L’alpha de Cronbach est un coefficient de fiabilité qui mesure la cohérence interne d’une échelle construite à partir d’un ensemble d’items. La pratique consiste à réduire un grand nombre d’items initiaux dans un processus itératif de conservation / élimination des items en fonction de la valeur du coefficient alpha, qui varie entre 0 et 1. Plus elle est proche de 1, et plus la cohérence interne de l’échelle (sa fiabilité) est forte. On élimine donc les items qui diminuent le score, et on conserve ceux qui contribuent à augmenter l’alpha. On peut ainsi s’assurer que lorsque l’on construit un questionnaire pour une nouvelle enquête, on ne retiendra dans la phase principale d’administration que les blocs de questions pour mesurer un phénomène qui ont la plus forte cohérence interne.

En pratique, le coefficient alpha de Cronbach indique la part de variance des items d’une échelle qui est attribuable au score réel et prend en compte le nombre d’items qui forment l’échelle, ainsi que leur corrélation moyenne. Pour une corrélation moyenne donnée l’alpha est donc d’autant plus important que l’échelle comporte un nombre important d’items. L’alpha prend une valeur allant de 0 à 1 ; s’il est trop faible, cela signifie que l’échelle est soit composée d’un nombre trop faible d’items, soit que ces items ont très peu en commun. Entre 0,7 et 0,8 on peut considérer que l’échelle de mesure est fiable.

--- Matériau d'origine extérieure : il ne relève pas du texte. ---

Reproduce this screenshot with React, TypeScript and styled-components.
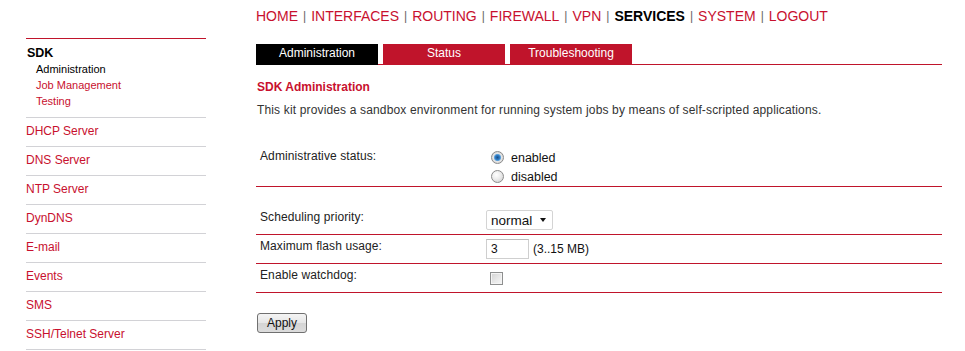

Pour conclure, le chargé d’étude doit s’assurer, avant d’administrer un questionnaire, que les questions posées sont pertinentes et prouver la validité et la fiabilité des échelles de mesures qui serviront à mesurer les concepts constituant la question de recherche. C’est une étape fondamentale de clarification basée sur la définition des concepts et leur opérationnalisation ou terme plus générique : comment transformer le concept en question.